**WRITTEN REQUEST**
Copy out the whole listing exactly as written, leaving the pictures behind.

--- begin DATASET CONTENT ---

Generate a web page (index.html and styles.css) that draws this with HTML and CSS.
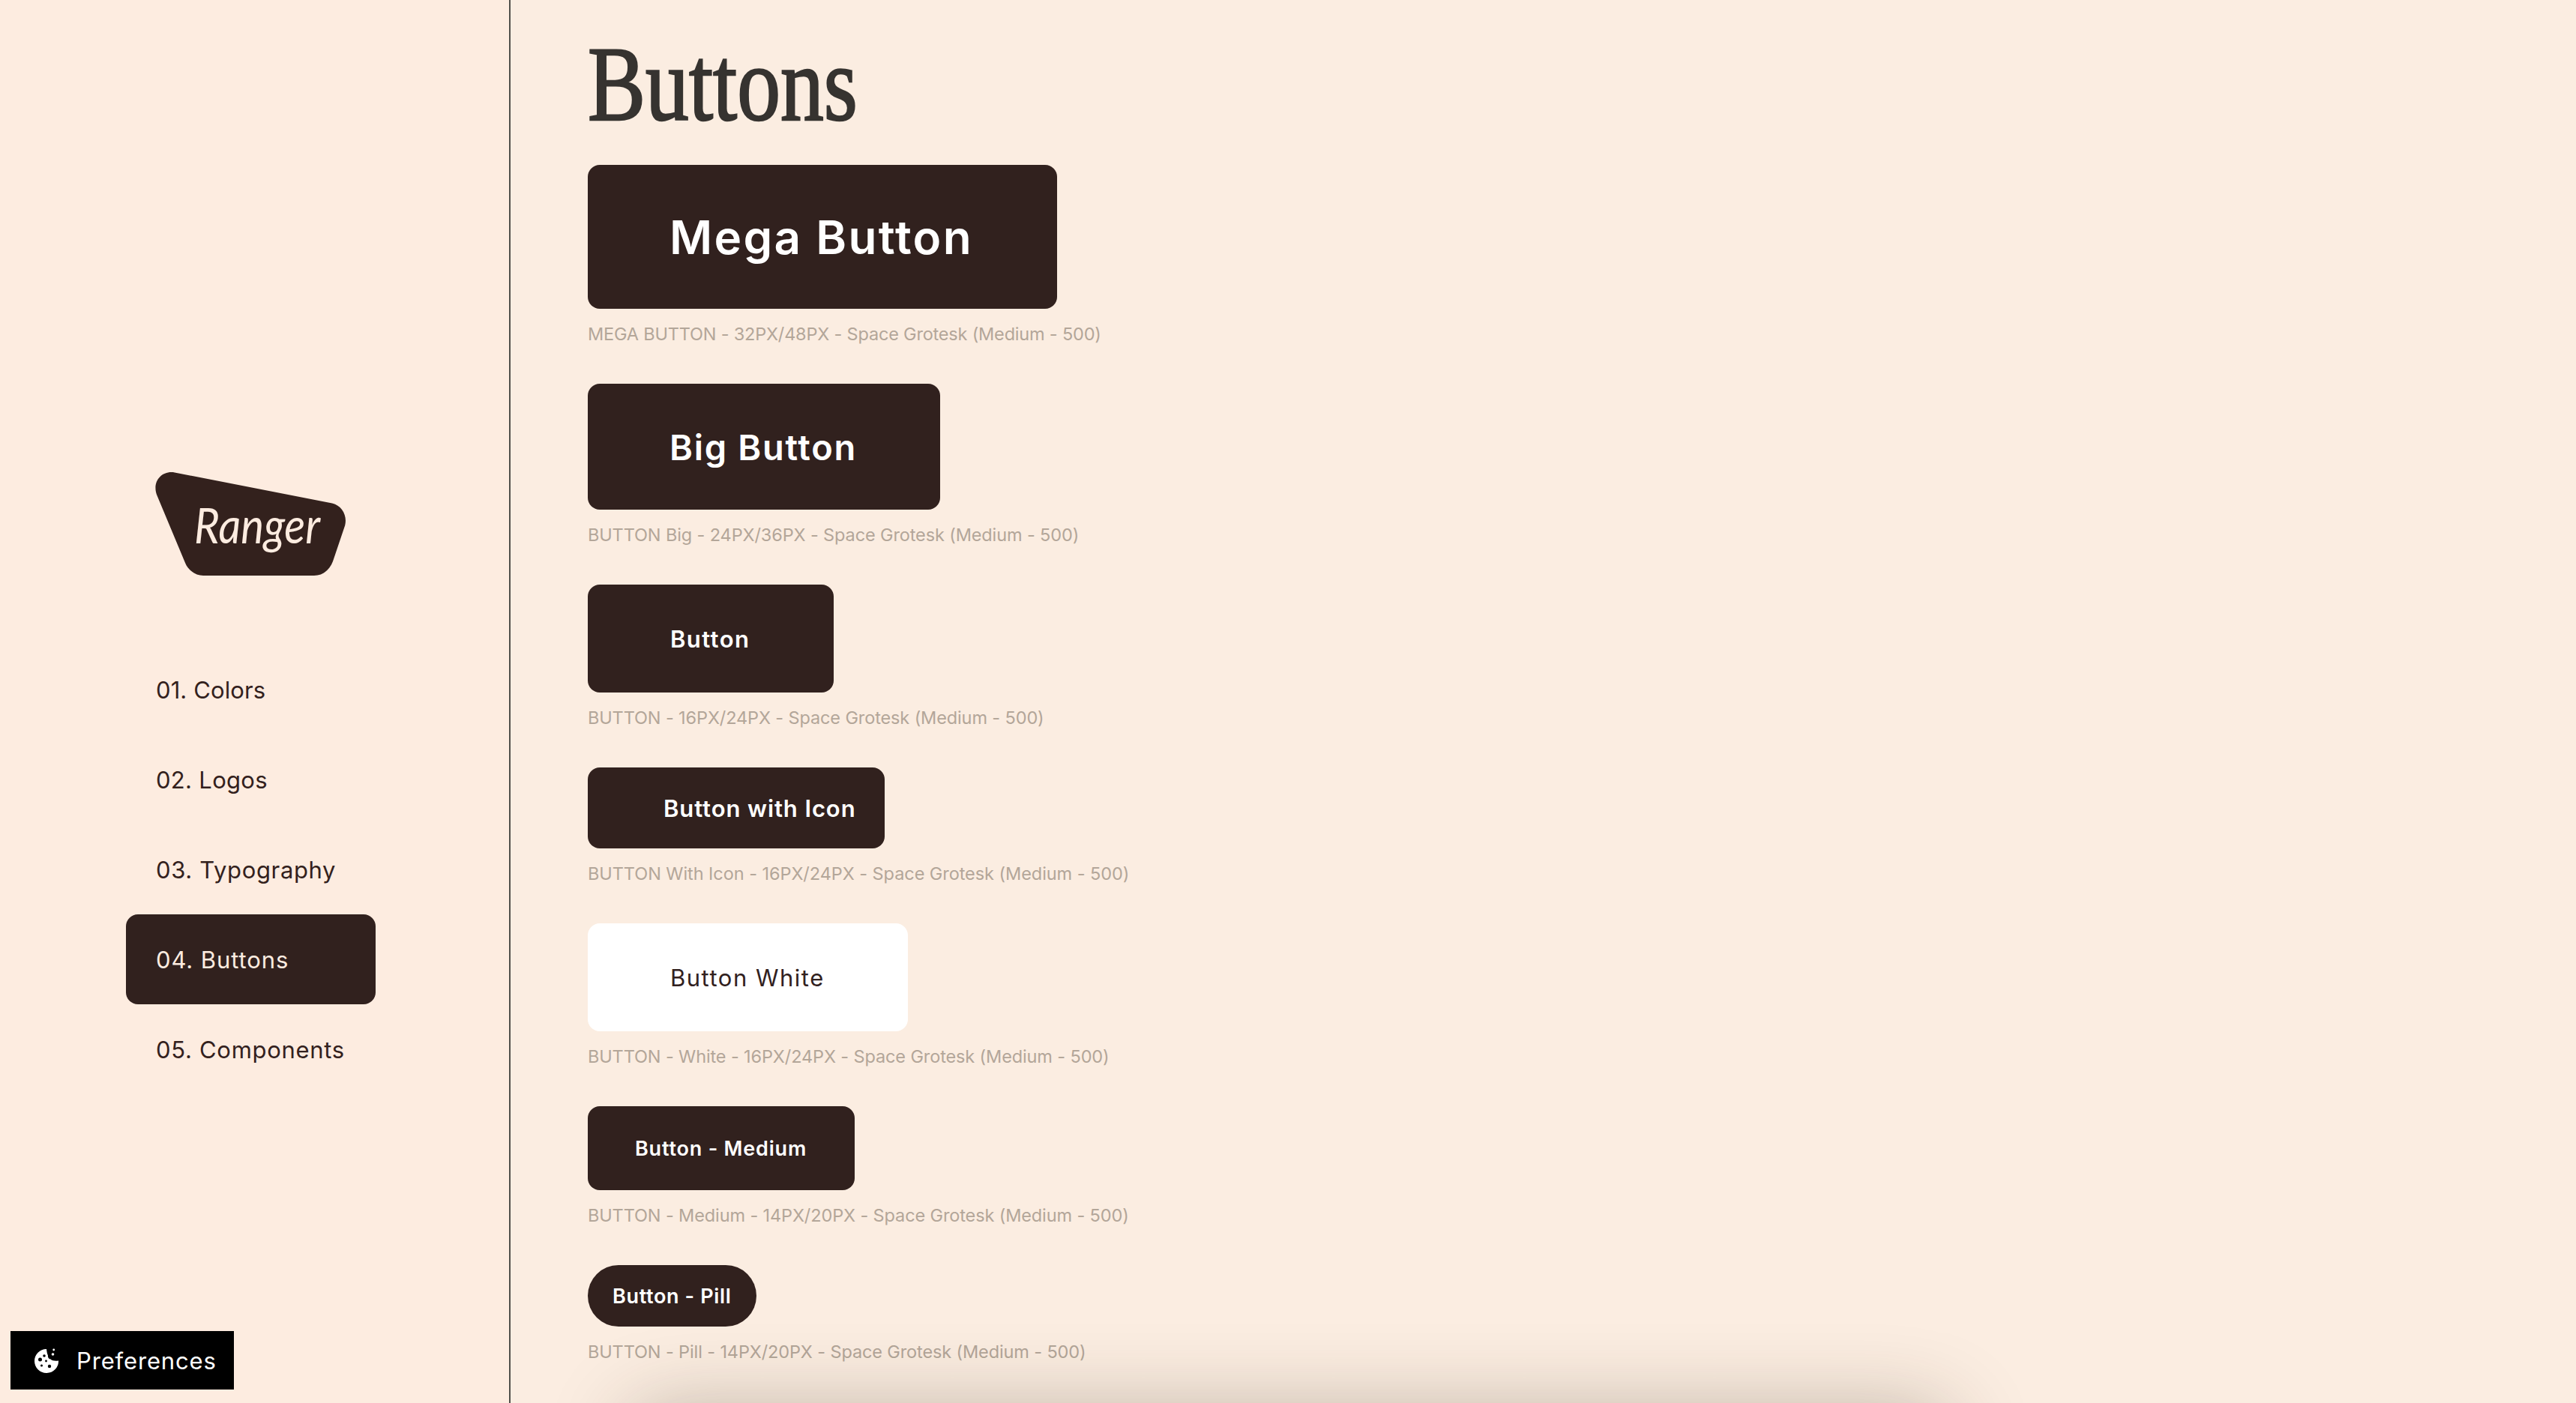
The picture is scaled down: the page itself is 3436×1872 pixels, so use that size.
FILE: index.html
```html
<!DOCTYPE html>
<html lang="en">
<head>
<meta charset="utf-8">
<title>Ranger – Buttons</title>
<link rel="stylesheet" href="styles.css">
</head>
<body>
<div class="page">
  <div class="layout">
    <aside class="sidebar">
      <svg class="logo" viewBox="0 0 254 138" role="img" aria-label="Ranger">
        <path fill="#33211d" d="M26 .4 L236 41.500 C249 44.500 256.500 58 253.200 71 L237 119 C233 130 224 138 212 138 H64 C54 138 44 131 40 121 L2 30 C-4 13 8-2.500 26 .4Z"/>
        <text class="logo-word" x="52" y="94.500" textLength="168" lengthAdjust="spacingAndGlyphs">Ranger</text>
      </svg>
      <nav class="nav">
        <a class="nav-item colors">01. Colors</a>
        <a class="nav-item logos">02. Logos</a>
        <a class="nav-item typography">03. Typography</a>
        <a class="nav-item buttons active">04. Buttons</a>
        <a class="nav-item components">05. Components</a>
      </nav>
    </aside>
    <main class="content">
      <h1 class="title"><span>Buttons</span></h1>
      <section class="sample"><a class="btn mega">Mega Button</a><p class="caption tight">MEGA BUTTON - 32PX/48PX - Space Grotesk (Medium - 500)</p></section>
      <section class="sample"><a class="btn big">Big Button</a><p class="caption">BUTTON Big - 24PX/36PX - Space Grotesk (Medium - 500)</p></section>
      <section class="sample"><a class="btn base">Button</a><p class="caption">BUTTON - 16PX/24PX - Space Grotesk (Medium - 500)</p></section>
      <section class="sample"><a class="btn icon">Button with Icon</a><p class="caption loose">BUTTON With Icon - 16PX/24PX - Space Grotesk (Medium - 500)</p></section>
      <section class="sample"><a class="btn white">Button White</a><p class="caption">BUTTON - White - 16PX/24PX - Space Grotesk (Medium - 500)</p></section>
      <section class="sample"><a class="btn medium">Button - Medium</a><p class="caption">BUTTON - Medium - 14PX/20PX - Space Grotesk (Medium - 500)</p></section>
      <section class="sample"><a class="btn pill">Button - Pill</a><p class="caption">BUTTON - Pill - 14PX/20PX - Space Grotesk (Medium - 500)</p></section>
    </main>
  </div>
  <div class="sheet"></div>
  <button class="prefs">
    <svg class="cookie" viewBox="0 0 32 33"><path fill="#fff" d="M16 1C16.500 5 17 8 18 9.500C17.500 12 19 14.500 21.500 14.500C23 16.500 27 17 32 16.500A16 16 0 1 1 16 1Z"/><g fill="#000"><circle cx="13" cy="10" r="1.800"/><circle cx="7.500" cy="15" r="2.500"/><circle cx="15.500" cy="17" r="1.400"/><circle cx="9.500" cy="23" r="1.500"/><circle cx="20" cy="24" r="2.200"/></g><g fill="#fff"><circle cx="25.700" cy="2" r="1.400"/><circle cx="24.500" cy="8" r="1.800"/></g></svg>
    <span>Preferences</span>
  </button>
</div>
</body>
</html>
```
FILE: styles.css
```css
* { box-sizing: border-box; }
body {
  margin: 0;
  color: #33211d;
  font-family: Inter, "Liberation Sans", sans-serif;
}
.page {
  position: relative;
  height: 1872px;
  overflow: hidden;
  background: #fbede1;
}
.layout { display: flex; height: 1872px; }
.sidebar {
  width: 681px;
  flex: none;
  padding: 630px 0 0 168px;
  background: #fdece0;
  border-right: 2px solid #50504b;
}
.logo { display: block; width: 254px; height: 138px; margin-left: 39px; overflow: visible; }
.logo-word { font: italic 400 66px Lato, sans-serif; fill: #fdece0; }
.nav { width: 333px; margin-top: 92px; }
.nav-item {
  display: flex;
  align-items: center;
  height: 120px;
  padding: 0 0 0 40px;
  border-radius: 16px;
  font-size: 31px;
  white-space: nowrap;
}
.colors { letter-spacing: 0.1px; }
.logos { letter-spacing: 0.3px; }
.typography { letter-spacing: 0.65px; }
.buttons { letter-spacing: 0.9px; }
.components { letter-spacing: 0.7px; }
.active { background: #31211e; color: #fdece0; }
.content { flex: 1; padding-left: 103px; }
.title {
  margin: 0;
  height: 220px;
  padding-top: 5px;
  color: #363330;
  font: 400 141px/215px "Liberation Serif", serif;
}
.title span { display: inline-block; transform-origin: 0 50%; transform: scaleX(0.82); -webkit-text-stroke: 2.5px #363330; }
.sample + .sample { margin-top: 24px; }
.btn {
  display: flex;
  align-items: center;
  border-radius: 16px;
  background: #31211e;
  color: #fff;
  font-weight: 600;
  white-space: nowrap;
}
.mega { width: 626px; height: 192px; padding-left: 109px; font-size: 62px; letter-spacing: 2.3px; }
.big { width: 470px; height: 168px; padding-left: 109px; font-size: 47px; letter-spacing: 1.7px; }
.base { width: 328px; height: 144px; padding-left: 110px; font-size: 31px; letter-spacing: 1.4px; }
.icon { width: 396px; height: 108px; padding-left: 101px; font-size: 31px; letter-spacing: 0.9px; }
.white { width: 427px; height: 144px; padding-left: 110px; font-size: 31px; letter-spacing: 1.5px; background: #fff; color: #31211e; font-weight: 400; }
.medium { width: 356px; height: 112px; padding-left: 63px; font-size: 27px; letter-spacing: 0.8px; }
.pill { width: 225px; height: 82px; padding-left: 33px; font-size: 27px; letter-spacing: 0.65px; border-radius: 41px; }
.caption {
  margin: 0;
  height: 76px;
  padding-top: 17.5px;
  font-size: 23.5px;
  line-height: 32px;
  letter-spacing: -0.12px;
  color: #b3a699;
  white-space: nowrap;
}
.tight { letter-spacing: -0.19px; }
.loose { letter-spacing: -0.06px; }
.sheet {
  position: absolute;
  left: 840px;
  top: 1880px;
  width: 1762px;
  height: 300px;
  border-radius: 40px;
  box-shadow: 0 0 110px rgba(48, 38, 20, 0.29);
}
.prefs {
  position: absolute;
  left: 14px;
  top: 1776px;
  width: 298px;
  height: 78px;
  display: flex;
  align-items: center;
  gap: 24px;
  padding: 0 0 0 32px;
  border: 0;
  background: #000;
  color: #fff;
  font: 400 31px Inter, sans-serif;
  letter-spacing: 0.85px;
}
.cookie { width: 32px; height: 33px; flex: none; }
```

--- end DATASET CONTENT ---

**EXERCISE RESPONSE**
Generate a web page (index.html and styles.css) that draws this with HTML and CSS.
The picture is scaled down: the page itself is 3436×1872 pixels, so use that size.
FILE: index.html
```html
<!DOCTYPE html>
<html lang="en">
<head>
<meta charset="utf-8">
<title>Ranger – Buttons</title>
<link rel="stylesheet" href="styles.css">
</head>
<body>
<div class="page">
  <div class="layout">
    <aside class="sidebar">
      <svg class="logo" viewBox="0 0 254 138" role="img" aria-label="Ranger">
        <path fill="#33211d" d="M26 .4 L236 41.500 C249 44.500 256.500 58 253.200 71 L237 119 C233 130 224 138 212 138 H64 C54 138 44 131 40 121 L2 30 C-4 13 8-2.500 26 .4Z"/>
        <text class="logo-word" x="52" y="94.500" textLength="168" lengthAdjust="spacingAndGlyphs">Ranger</text>
      </svg>
      <nav class="nav">
        <a class="nav-item colors">01. Colors</a>
        <a class="nav-item logos">02. Logos</a>
        <a class="nav-item typography">03. Typography</a>
        <a class="nav-item buttons active">04. Buttons</a>
        <a class="nav-item components">05. Components</a>
      </nav>
    </aside>
    <main class="content">
      <h1 class="title"><span>Buttons</span></h1>
      <section class="sample"><a class="btn mega">Mega Button</a><p class="caption tight">MEGA BUTTON - 32PX/48PX - Space Grotesk (Medium - 500)</p></section>
      <section class="sample"><a class="btn big">Big Button</a><p class="caption">BUTTON Big - 24PX/36PX - Space Grotesk (Medium - 500)</p></section>
      <section class="sample"><a class="btn base">Button</a><p class="caption">BUTTON - 16PX/24PX - Space Grotesk (Medium - 500)</p></section>
      <section class="sample"><a class="btn icon">Button with Icon</a><p class="caption loose">BUTTON With Icon - 16PX/24PX - Space Grotesk (Medium - 500)</p></section>
      <section class="sample"><a class="btn white">Button White</a><p class="caption">BUTTON - White - 16PX/24PX - Space Grotesk (Medium - 500)</p></section>
      <section class="sample"><a class="btn medium">Button - Medium</a><p class="caption">BUTTON - Medium - 14PX/20PX - Space Grotesk (Medium - 500)</p></section>
      <section class="sample"><a class="btn pill">Button - Pill</a><p class="caption">BUTTON - Pill - 14PX/20PX - Space Grotesk (Medium - 500)</p></section>
    </main>
  </div>
  <div class="sheet"></div>
  <button class="prefs">
    <svg class="cookie" viewBox="0 0 32 33"><path fill="#fff" d="M16 1C16.500 5 17 8 18 9.500C17.500 12 19 14.500 21.500 14.500C23 16.500 27 17 32 16.500A16 16 0 1 1 16 1Z"/><g fill="#000"><circle cx="13" cy="10" r="1.800"/><circle cx="7.500" cy="15" r="2.500"/><circle cx="15.500" cy="17" r="1.400"/><circle cx="9.500" cy="23" r="1.500"/><circle cx="20" cy="24" r="2.200"/></g><g fill="#fff"><circle cx="25.700" cy="2" r="1.400"/><circle cx="24.500" cy="8" r="1.800"/></g></svg>
    <span>Preferences</span>
  </button>
</div>
</body>
</html>
```
FILE: styles.css
```css
* { box-sizing: border-box; }
body {
  margin: 0;
  color: #33211d;
  font-family: Inter, "Liberation Sans", sans-serif;
}
.page {
  position: relative;
  height: 1872px;
  overflow: hidden;
  background: #fbede1;
}
.layout { display: flex; height: 1872px; }
.sidebar {
  width: 681px;
  flex: none;
  padding: 630px 0 0 168px;
  background: #fdece0;
  border-right: 2px solid #50504b;
}
.logo { display: block; width: 254px; height: 138px; margin-left: 39px; overflow: visible; }
.logo-word { font: italic 400 66px Lato, sans-serif; fill: #fdece0; }
.nav { width: 333px; margin-top: 92px; }
.nav-item {
  display: flex;
  align-items: center;
  height: 120px;
  padding: 0 0 0 40px;
  border-radius: 16px;
  font-size: 31px;
  white-space: nowrap;
}
.colors { letter-spacing: 0.1px; }
.logos { letter-spacing: 0.3px; }
.typography { letter-spacing: 0.65px; }
.buttons { letter-spacing: 0.9px; }
.components { letter-spacing: 0.7px; }
.active { background: #31211e; color: #fdece0; }
.content { flex: 1; padding-left: 103px; }
.title {
  margin: 0;
  height: 220px;
  padding-top: 5px;
  color: #363330;
  font: 400 141px/215px "Liberation Serif", serif;
}
.title span { display: inline-block; transform-origin: 0 50%; transform: scaleX(0.82); -webkit-text-stroke: 2.5px #363330; }
.sample + .sample { margin-top: 24px; }
.btn {
  display: flex;
  align-items: center;
  border-radius: 16px;
  background: #31211e;
  color: #fff;
  font-weight: 600;
  white-space: nowrap;
}
.mega { width: 626px; height: 192px; padding-left: 109px; font-size: 62px; letter-spacing: 2.3px; }
.big { width: 470px; height: 168px; padding-left: 109px; font-size: 47px; letter-spacing: 1.7px; }
.base { width: 328px; height: 144px; padding-left: 110px; font-size: 31px; letter-spacing: 1.4px; }
.icon { width: 396px; height: 108px; padding-left: 101px; font-size: 31px; letter-spacing: 0.9px; }
.white { width: 427px; height: 144px; padding-left: 110px; font-size: 31px; letter-spacing: 1.5px; background: #fff; color: #31211e; font-weight: 400; }
.medium { width: 356px; height: 112px; padding-left: 63px; font-size: 27px; letter-spacing: 0.8px; }
.pill { width: 225px; height: 82px; padding-left: 33px; font-size: 27px; letter-spacing: 0.65px; border-radius: 41px; }
.caption {
  margin: 0;
  height: 76px;
  padding-top: 17.5px;
  font-size: 23.5px;
  line-height: 32px;
  letter-spacing: -0.12px;
  color: #b3a699;
  white-space: nowrap;
}
.tight { letter-spacing: -0.19px; }
.loose { letter-spacing: -0.06px; }
.sheet {
  position: absolute;
  left: 840px;
  top: 1880px;
  width: 1762px;
  height: 300px;
  border-radius: 40px;
  box-shadow: 0 0 110px rgba(48, 38, 20, 0.29);
}
.prefs {
  position: absolute;
  left: 14px;
  top: 1776px;
  width: 298px;
  height: 78px;
  display: flex;
  align-items: center;
  gap: 24px;
  padding: 0 0 0 32px;
  border: 0;
  background: #000;
  color: #fff;
  font: 400 31px Inter, sans-serif;
  letter-spacing: 0.85px;
}
.cookie { width: 32px; height: 33px; flex: none; }
```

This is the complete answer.